Another way to consider, albeit at loss of a little bit of readability, might be to simply use the .loc
to navigate the hierarchical index generated by pandas.crosstab
. Following example illustrates it:
import pandas as pd
import numpy as np
np.random.seed(1234)
df = pd.DataFrame(
{
"a": np.random.choice([1, 2], 5, replace=True),
"b": np.random.choice([11, 12, 13], 5, replace=True),
"c": np.random.choice([21, 22, 23], 5, replace=True),
}
)
df
Output
a b c
0 2 11 23
1 2 11 23
2 1 12 23
3 2 12 21
4 1 12 21
crosstab
output is:
cross_tab = pd.crosstab(
index=df.a, columns=[df.b, df.c], rownames=["a"], colnames=["b", "c"]
)
cross_tab
b 11 12
c 23 21 23
a
1 0 1 1
2 2 1 0
Now let's say you want to access value when a==2
, b==11
and c==23
, then simply do
cross_tab.loc[2].loc[11].loc[23]
2
Why does this work? .loc
allows one to select by index labels.
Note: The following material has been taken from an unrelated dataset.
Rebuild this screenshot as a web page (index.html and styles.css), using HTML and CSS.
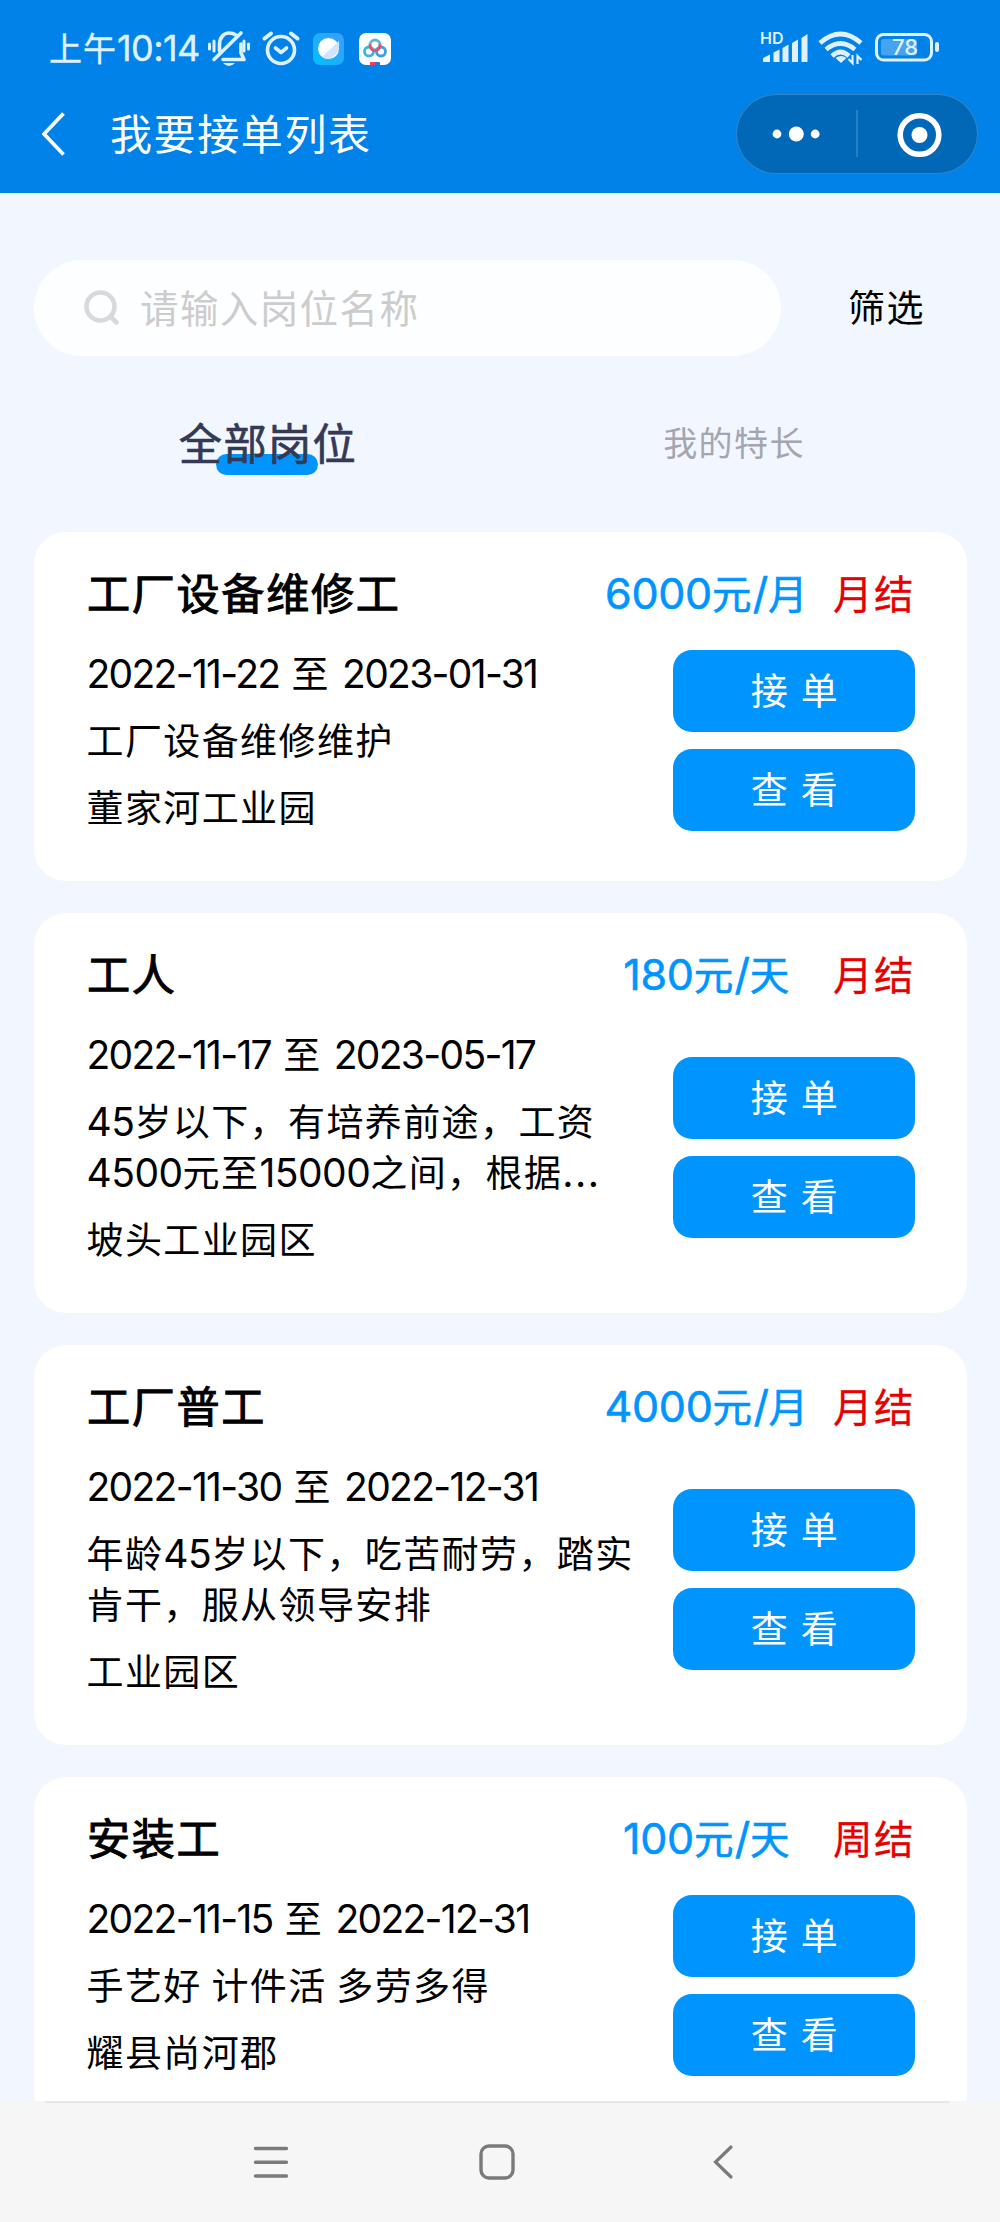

In the dataframe output by crosstab
, our erstwhile column values now become index labels. Thus, with every .loc
selection we do, it gives the slice of the dataframe corresponding to that index label. Let's navigate cross_tab.loc[2].loc[11].loc[23]
step by step:
cross_tab.loc[2]
yields:
b c
11 23 2
12 21 1
23 0
Name: 2, dtype: int64
Next one:
cross_tab.loc[2].loc[11]
Yields:
c
23 2
Name: 2, dtype: int64
And finally we have
cross_tab.loc[2].loc[11].loc[23]
which yields:
2
Why do I say that this reduces the readability a bit? Because to understand this selection you have to be aware of how the crosstab was created, i.e. rows are a
and columns were in the order [b, c]
. You have to know that to be able to interpret what cross_tab.loc[2].loc[11].loc[23]
would do. But I have found that often to be a good tradeoff.